The new Hackney Downs Showroom has been such a success, Radford plans on launching a second space in the building in a few weeks time to feature works from his recent Now 4 Then exhibition, contextualized in a fleshed-out bedroom setting. Radford is genuinely excited about new developments in the London design community and excited to be a part of it. He notes that in response to “the relative space and gallery vacuum of the recent London design scene, there has been a trend of young designers just getting on with it and curating and putting on shows themselves — with ‘Chairs of Virtue’ being a notable organizer and the design collective ‘Computer Room’ with Andu Masebo, Charlie Humble-Thomas & Jesse Butterfield having a show open this month at the South London Gallery.” He is immensely supportive of all.

 

Communion: Site Specific Commissions  
Through 14 September 2024

Bold Tendencies
Multi-storey Car Park, 7th–10th Floors
95a Rye Lane, Peckham, London
Hours: Thursday – Wednesday, 11am – 11pm

Saelia Aparicio’s Les Fleurs Du Mal, 2024 at Bold Tendencies © Damian Griffiths Studio.

Summer wouldn’t be the same in London without the world-class programming in the iconic rooftop spaces at Peckham’s Multi-Storey Car Park by the not-for-profit Bold Tendencies, founded in 2007. Come for the musical events and readings — or just to see the amazing art projects in this year’s lineup, which is free.

The 2024 theme is Communion, which encompasses meditations on belonging, faith, and renewal.

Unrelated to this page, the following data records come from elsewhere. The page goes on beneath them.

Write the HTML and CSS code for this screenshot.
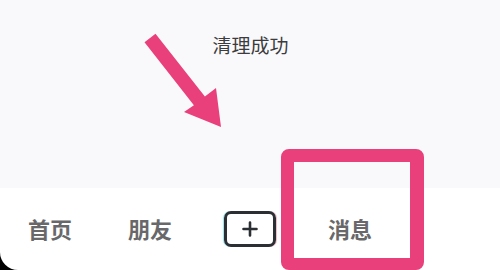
FILE: index.html
```html
<!DOCTYPE html>
<html lang="zh">
<head>
<meta charset="utf-8">
<link rel="stylesheet" href="styles.css">
</head>
<body>
<div class="screen">
  <div class="content">
    <div class="toast">清理成功</div>
  </div>
  <div class="nav-wrap">
    <nav class="nav">
      <div class="tab">首页</div>
      <div class="tab">朋友</div>
      <div class="tab"><div class="plus"><svg width="16" height="16" viewBox="0 0 16 16"><path d="M8 1.5V14.5M1.5 8H14.5" stroke="#2b2e33" stroke-width="2.6" stroke-linecap="round"/></svg></div></div>
      <div class="tab">消息</div>
      <div class="tab"></div>
    </nav>
  </div>
  <svg class="arrow" width="500" height="270" viewBox="0 0 500 270">
    <polygon points="155.5,33.7 204.9,96.6 216,88 221,127 184,112 193.9,105.2 144.5,42.3" fill="#e9407b"/>
  </svg>
  <div class="highlight"></div>
</div>
</body>
</html>
```
FILE: styles.css
```css
html, body {
  margin: 0;
  padding: 0;
  width: 500px;
  height: 270px;
  overflow: hidden;
  background: #f9f9fb;
}
.screen {
  position: relative;
  width: 500px;
  height: 270px;
  display: flex;
  flex-direction: column;
  font-family: "Noto Sans CJK SC", "Noto Sans", sans-serif;
}
.content {
  height: 188px;
  display: flex;
  justify-content: center;
  align-items: flex-start;
}
.toast {
  margin-top: 32px;
  margin-left: 1px;
  font-size: 19px;
  line-height: 26px;
  color: #3c3c3e;
}
.nav-wrap {
  flex: 1;
  background: #000;
}
.nav {
  height: 100%;
  background: #fff;
  border-bottom-left-radius: 18px;
  display: grid;
  grid-template-columns: repeat(5, 100px);
  align-items: center;
}
.tab {
  display: flex;
  justify-content: center;
  align-items: center;
  font-size: 22px;
  font-weight: 700;
  color: #68686a;
  padding-bottom: 2px;
}
.plus {
  width: 46px;
  height: 30px;
  border: 3px solid #2b2e33;
  border-radius: 7px;
  display: flex;
  align-items: center;
  justify-content: center;
  box-shadow: -1px 0 0 rgba(80, 220, 230, 0.6), 1px 0 0 rgba(240, 80, 110, 0.4);
  margin-top: 2px;
}
.arrow {
  position: absolute;
  left: 0;
  top: 0;
}
.highlight {
  position: absolute;
  left: 281px;
  top: 149px;
  width: 116px;
  height: 96px;
  border-style: solid;
  border-color: #e9407b;
  border-width: 13px 14px 12px 13px;
  border-radius: 8px;
}
```
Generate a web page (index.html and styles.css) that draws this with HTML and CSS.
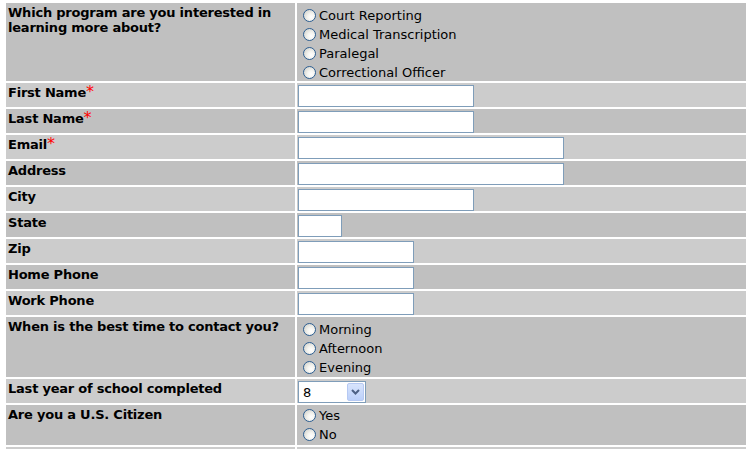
FILE: index.html
```html
<!DOCTYPE html>
<html>
<head>
<meta charset="utf-8">
<link rel="stylesheet" href="styles.css">
</head>
<body>
<form class="page">
<table class="form-table">
  <tr class="dark tall4">
    <td class="label">Which program are you interested in learning more about?</td>
    <td class="field">
      <label class="opt"><input type="radio" name="program"><span>Court Reporting</span></label>
      <label class="opt"><input type="radio" name="program"><span>Medical Transcription</span></label>
      <label class="opt"><input type="radio" name="program"><span>Paralegal</span></label>
      <label class="opt"><input type="radio" name="program"><span>Correctional Officer</span></label>
    </td>
  </tr>
  <tr class="light">
    <td class="label">First Name<span class="req">*</span></td>
    <td class="field"><input class="txt w-md" type="text"></td>
  </tr>
  <tr class="dark">
    <td class="label">Last Name<span class="req">*</span></td>
    <td class="field"><input class="txt w-md" type="text"></td>
  </tr>
  <tr class="light">
    <td class="label">Email<span class="req">*</span></td>
    <td class="field"><input class="txt w-lg" type="text"></td>
  </tr>
  <tr class="dark">
    <td class="label">Address</td>
    <td class="field"><input class="txt w-lg" type="text"></td>
  </tr>
  <tr class="light">
    <td class="label">City</td>
    <td class="field"><input class="txt w-md" type="text"></td>
  </tr>
  <tr class="dark">
    <td class="label">State</td>
    <td class="field"><input class="txt w-xs" type="text"></td>
  </tr>
  <tr class="light">
    <td class="label">Zip</td>
    <td class="field"><input class="txt w-sm" type="text"></td>
  </tr>
  <tr class="dark">
    <td class="label">Home Phone</td>
    <td class="field"><input class="txt w-sm" type="text"></td>
  </tr>
  <tr class="light">
    <td class="label">Work Phone</td>
    <td class="field"><input class="txt w-sm" type="text"></td>
  </tr>
  <tr class="dark tall3">
    <td class="label">When is the best time to contact you?</td>
    <td class="field">
      <label class="opt"><input type="radio" name="time"><span>Morning</span></label>
      <label class="opt"><input type="radio" name="time"><span>Afternoon</span></label>
      <label class="opt"><input type="radio" name="time"><span>Evening</span></label>
    </td>
  </tr>
  <tr class="light">
    <td class="label">Last year of school completed</td>
    <td class="field">
      <span class="selectbox">
        <select class="sel"><option>8</option><option>9</option><option>10</option><option>11</option><option>12</option></select>
        <span class="drop"><svg width="9" height="6" viewBox="0 0 9 6"><path d="M1 1 L4.5 4.5 L8 1" fill="none" stroke="#4d6185" stroke-width="2"/></svg></span>
      </span>
    </td>
  </tr>
  <tr class="dark tall2">
    <td class="label">Are you a U.S. Citizen</td>
    <td class="field">
      <label class="opt"><input type="radio" name="citizen"><span>Yes</span></label>
      <label class="opt"><input type="radio" name="citizen"><span>No</span></label>
    </td>
  </tr>
  <tr class="light short">
    <td class="label"></td>
    <td class="field"></td>
  </tr>
</table>
</form>
</body>
</html>
```

FILE: styles.css
```css
html, body {
  margin: 0;
  padding: 0;
  background: #ffffff;
  overflow: hidden;
}

body {
  font-family: "DejaVu Sans", Verdana, sans-serif;
  font-size: 13px;
  color: #000000;
}

.page {
  margin: 0;
  padding: 1px 0 0 4px;
}

.form-table {
  border-collapse: separate;
  border-spacing: 2px;
  width: 744px;
  margin: 0;
}

.form-table td {
  padding: 0;
  vertical-align: top;
  height: 24px;
  box-sizing: border-box;
}

.form-table tr.tall4 td { height: 77px; }
.form-table tr.tall3 td { height: 60px; }
.form-table tr.tall2 td { height: 40px; }
.form-table tr.short td { height: 3px; }

.dark td { background: #c0c0c0; }
.light td { background: #cccccc; }

.label {
  width: 289px;
  font-weight: bold;
  line-height: 15px;
  letter-spacing: -0.22px;
  padding: 2px 2px 0 2px !important;
}

.req {
  color: #ff0000;
  font-weight: normal;
  font-size: 16px;
  line-height: 0;
  letter-spacing: 0;
}

.field {
  width: 449px;
  padding: 1px 0 0 1px !important;
}

.opt {
  display: flex;
  align-items: center;
  box-sizing: border-box;
  height: 19px;
  padding: 2px 0 0 5px;
  line-height: 17px;
}

.tall4 .opt:first-child,
.tall3 .opt:first-child {
  margin-top: 1px;
}

.tall2 .opt:first-child {
  margin-top: -1px;
}

.opt input {
  -webkit-appearance: none;
  appearance: none;
  width: 13px;
  height: 13px;
  margin: 0 3px 0 0;
  border: 1px solid #2c5e92;
  border-radius: 50%;
  background: radial-gradient(circle at 65% 65%, #ffffff 0%, #f4f4f0 35%, #d6d6d0 80%);
  box-sizing: border-box;
  flex: none;
}

.txt {
  display: block;
  box-sizing: border-box;
  height: 22px;
  margin: 1px 0 0 0;
  border: 1px solid #7f9db9;
  background: #ffffff;
  padding: 0 2px;
  font-family: "DejaVu Sans", sans-serif;
  font-size: 13px;
}

.w-xs { width: 44px; }
.w-sm { width: 116px; }
.w-md { width: 176px; }
.w-lg { width: 266px; }

.selectbox {
  display: flex;
  align-items: center;
  width: 68px;
  height: 22px;
  margin-top: 1px;
  box-sizing: border-box;
  border: 1px solid #7f9db9;
  background: #ffffff;
  padding-right: 1px;
}

.sel {
  -webkit-appearance: none;
  appearance: none;
  border: 0;
  outline: 0;
  background: transparent;
  flex: 1;
  min-width: 0;
  height: 20px;
  padding: 0 0 0 4px;
  margin: 0;
  font-family: "DejaVu Sans", sans-serif;
  font-size: 13px;
  color: #000000;
}

.drop {
  display: flex;
  align-items: center;
  justify-content: center;
  width: 17px;
  height: 18px;
  box-sizing: border-box;
  border: 1px solid #b6c9f3;
  border-radius: 2px;
  background: linear-gradient(#d8e4fc, #bcd0fa);
  flex: none;
}
```
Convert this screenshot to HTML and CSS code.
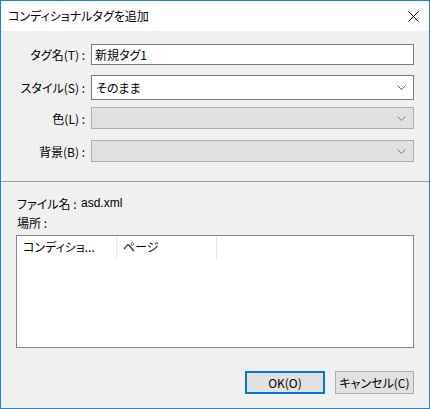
FILE: index.html
```html
<!DOCTYPE html>
<html lang="ja">
<head>
<meta charset="utf-8">
<title>コンディショナルタグを追加</title>
<link rel="stylesheet" href="styles.css">
</head>
<body>
<div class="window">
  <div class="titlebar">
    <span class="title">コンディショナルタグを追加</span>
    <svg class="close" width="11" height="11" viewBox="0 0 11 11"><path d="M0.5 0.5 L10.5 10.5 M10.5 0.5 L0.5 10.5" stroke="#000" stroke-width="1" fill="none"/></svg>
  </div>
  <div class="body">
    <div class="form">
      <div class="row row-name">
        <label class="label">タグ名(T) :</label>
        <div class="field input">新規タグ1</div>
      </div>
      <div class="row row-style">
        <label class="label">スタイル(S) :</label>
        <div class="field select">
          <span class="value">そのまま</span>
          <svg class="chev" width="9" height="5" viewBox="0 0 9 5"><path d="M0.5 0.5 L4.5 4.5 L8.5 0.5" stroke="#5a5a5a" fill="none" stroke-width="1"/></svg>
        </div>
      </div>
      <div class="row row-color">
        <label class="label">色(L) :</label>
        <div class="field select disabled">
          <span class="value"></span>
          <svg class="chev" width="9" height="5" viewBox="0 0 9 5"><path d="M0.5 0.5 L4.5 4.5 L8.5 0.5" stroke="#7a7a7a" fill="none" stroke-width="1"/></svg>
        </div>
      </div>
      <div class="row row-bg">
        <label class="label">背景(B) :</label>
        <div class="field select disabled">
          <span class="value"></span>
          <svg class="chev" width="9" height="5" viewBox="0 0 9 5"><path d="M0.5 0.5 L4.5 4.5 L8.5 0.5" stroke="#7a7a7a" fill="none" stroke-width="1"/></svg>
        </div>
      </div>
    </div>
    <div class="sep"></div>
    <div class="info">
      <div class="info-line"><span class="info-label">ファイル名 :</span><span class="info-value">asd.xml</span></div>
      <div class="info-line"><span class="info-label">場所 :</span></div>
    </div>
    <div class="list">
      <div class="list-head">
        <div class="col col1">コンディショ...</div>
        <div class="col col2">ページ</div>
      </div>
    </div>
    <div class="buttons">
      <button class="btn btn-default">OK(O)</button>
      <button class="btn">キャンセル(C)</button>
    </div>
  </div>
</div>
</body>
</html>
```

FILE: styles.css
```css
* { box-sizing: border-box; }
html, body {
  margin: 0;
  padding: 0;
  background: #f0f0f0;
}
body {
  font-family: "Noto Sans CJK JP", "Noto Sans", sans-serif;
  font-size: 12px;
  color: #000;
  font-feature-settings: "palt";
}
.window {
  width: 430px;
  height: 409px;
  border: 1px solid #1883d7;
  background: #f0f0f0;
  display: flex;
  flex-direction: column;
}
.titlebar {
  height: 30px;
  background: #fff;
  display: flex;
  align-items: center;
  justify-content: space-between;
  padding: 0 10px 0 7px;
  flex: none;
}
.title {
  font-size: 12px;
  line-height: 16px;
  margin-top: -1px;
}
.close {
  display: block;
  margin-top: 0;
}
.body {
  flex: 1;
  display: flex;
  flex-direction: column;
}
.form {
  padding-top: 13px;
}
.row {
  display: flex;
  align-items: center;
}
.label {
  width: 90px;
  padding-right: 6px;
  text-align: right;
  white-space: nowrap;
}
.field {
  width: 323px;
  display: flex;
  align-items: center;
}
.input {
  height: 21px;
  border: 1px solid #7a7a7a;
  background: #fff;
  padding-left: 3px;
}
.select {
  border: 1px solid #7a7a7a;
  background: #fff;
  padding: 0 7px 0 4px;
  justify-content: space-between;
}
.select.disabled {
  border-color: #adadad;
  background: #e1e1e1;
}
.chev { display: block; }
.row-name { height: 21px; }
.row-style { height: 25px; margin-top: 10px; }
.row-style .field { height: 25px; }
.row-color { height: 22px; margin-top: 7px; }
.row-color .field { height: 22px; }
.row-bg { height: 22px; margin-top: 11px; }
.row-bg .field { height: 22px; }
.sep {
  margin-top: 19px;
  height: 1px;
  background: #a0a0a0;
}
.info {
  padding: 12px 0 0 16px;
}
.info-line {
  height: 19px;
  line-height: 19px;
  display: flex;
}
.info-label {
  width: 64px;
}
.info-value {
  font-family: "Liberation Sans", Arial, sans-serif;
}
.list {
  margin: 3px 0 0 15px;
  width: 398px;
  height: 113px;
  border: 1px solid #828790;
  background: #fff;
}
.list-head {
  display: flex;
  height: 24px;
}
.col {
  width: 100px;
  border-right: 1px solid #e5e5e5;
  padding-left: 6px;
  line-height: 22px;
  white-space: nowrap;
  overflow: hidden;
}
.buttons {
  display: flex;
  justify-content: flex-end;
  gap: 10px;
  margin-top: 23px;
  padding-right: 15px;
}
.btn {
  width: 79px;
  height: 23px;
  border: 1px solid #adadad;
  background: #e1e1e1;
  font-family: inherit;
  font-size: 12px;
  font-feature-settings: "palt";
  color: #000;
  padding: 0;
  margin: 0;
}
.btn-default {
  width: 80px;
  border: 2px solid #0078d7;
}
```
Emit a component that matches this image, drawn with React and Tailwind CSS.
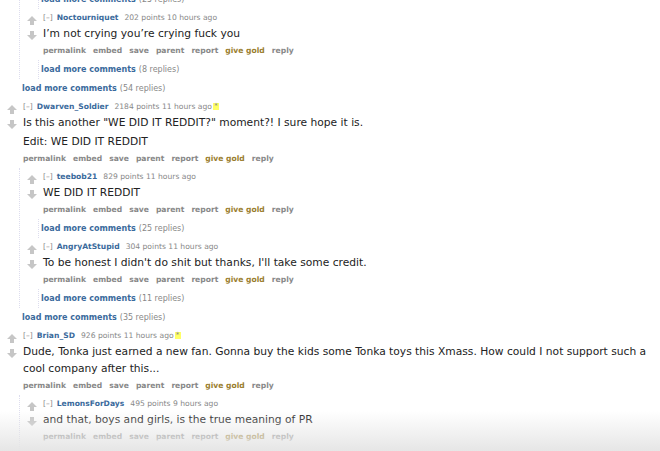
import React from "react";

const font = { fontFamily: '"DejaVu Sans", Verdana, sans-serif' };

function Arrow({ down }) {
  return (
    <svg width="10" height="9" viewBox="0 0 10 9" className={down ? "rotate-180" : ""}>
      <path d="M5 0 L10 5 L7 5 L7 9 L3 9 L3 5 L0 5 Z" fill="#c6c6c6" />
    </svg>
  );
}

function Actions() {
  const items = ["permalink", "embed", "save", "parent", "report", "give gold", "reply"];
  return (
    <div className="flex h-[18px] items-center gap-[7px] text-[7.6px] font-bold">
      {items.map((it) => (
        <span key={it} className={it === "give gold" ? "text-[#9a7d2e]" : "text-[#888]"}>
          {it}
        </span>
      ))}
    </div>
  );
}

function LoadMore({ replies, nested }) {
  return (
    <div className={nested ? "ml-[18px] border-l border-dotted border-[#dde] pl-[2px]" : "pl-[22px]"}>
      <div className="flex h-[19px] items-center gap-[3px] text-[8px]">
        <span className="font-bold text-[#3a6a9c]">load more comments</span>
        <span className="text-[#888]">({replies} replies)</span>
      </div>
    </div>
  );
}

function Comment({ author, points, time, edited, body, children }) {
  return (
    <div className="pt-[1px]">
      <div className="flex">
        <div className="flex w-[23px] shrink-0 flex-col items-center pt-[6px] gap-[6px]">
          <Arrow />
          <Arrow down />
        </div>
        <div className="flex-1">
          <div className="flex h-[15px] items-center text-[7.6px]">
            <span className="text-[#888]">[–]</span>
            <span className="ml-[4px] font-bold text-[#3a6a9c]">{author}</span>
            <span className="ml-[6px] text-[#888]">{points} points {time}</span>
            {edited && (
              <span className="ml-[1px] flex h-[7px] w-[6px] items-start justify-center bg-[#ffff66] text-[7px] leading-[7px] text-[#888]">
                *
              </span>
            )}
          </div>
          <div className="flex flex-col gap-[2px] pr-[2px] text-[10.7px] leading-[17px] text-[#222]">
            {body.map((p, i) => (
              <p key={i}>{p}</p>
            ))}
          </div>
          <Actions />
        </div>
      </div>
      {children && (
        <div className="ml-[19px] border-l border-dotted border-[#dde]">{children}</div>
      )}
    </div>
  );
}

export default function App() {
  return (
    <div className="relative h-[451px] w-[660px] overflow-hidden bg-white" style={font}>
      <div className="-mt-[10px]">
        <div className="ml-[19px] border-l border-dotted border-[#dde]">
          <LoadMore replies={25} nested />
          <Comment
            author="Noctourniquet"
            points={202}
            time="10 hours ago"
            body={["I’m not crying you’re crying fuck you"]}
          />
          <LoadMore replies={8} nested />
        </div>
        <LoadMore replies={54} />
        <Comment
          author="Dwarven_Soldier"
          points={2184}
          time="11 hours ago"
          edited
          body={['Is this another "WE DID IT REDDIT?" moment?! I sure hope it is.', "Edit: WE DID IT REDDIT"]}
        >
          <Comment author="teebob21" points={829} time="11 hours ago" body={["WE DID IT REDDIT"]} />
          <LoadMore replies={25} nested />
          <Comment
            author="AngryAtStupid"
            points={304}
            time="11 hours ago"
            body={["To be honest I didn't do shit but thanks, I'll take some credit."]}
          />
          <LoadMore replies={11} nested />
        </Comment>
        <LoadMore replies={35} />
        <Comment
          author="Brian_SD"
          points={926}
          time="11 hours ago"
          edited
          body={[
            "Dude, Tonka just earned a new fan. Gonna buy the kids some Tonka toys this Xmass. How could I not support such a cool company after this...",
          ]}
        >
          <Comment
            author="LemonsForDays"
            points={495}
            time="9 hours ago"
            body={["and that, boys and girls, is the true meaning of PR"]}
          />
          <Comment author="KidCat22" points={112} time="9 hours ago" body={["..."]} />
        </Comment>
      </div>
      <div className="pointer-events-none absolute inset-x-0 bottom-0 h-[40px] bg-gradient-to-b from-white/0 to-[#e6e6e6]" />
    </div>
  );
}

Featured in the rooftop sculpture park are five ambitious site-specific commissions by acclaimed artists Saelia Aparicio, Adam Farah-Saad, Olu Ogunnaike , Yoko Ono, and Martin Parr exploring how people come together — and often fail to do so — in response to a world in crisis.

One highlight is Saelia Aparicio’s Les Fleurs Du Mal, 2024 —colorful and cartoon-like, post-human painted steel cut-out figures wrestling with various invasive species of flora, including Japanese Knotweed and Kudzu, to reflect on contemporary environmentalism, migration, and cultural difference. Another standout — especially for its wry placement in this context — is Martin Parr’s monumental photograph Sorrento, Italy, 2014, which centers on the sweet embrace of a young couple amidst a colorful patchwork mosaic of bathers spread out on the sandy beach, all connected by the commonplace desire for personal paradise.

Even make a day of it with food and drinks at Frank’s Café, serving seasonal food and drinks daily from brunch to lunch and dinner under its iconic red roof.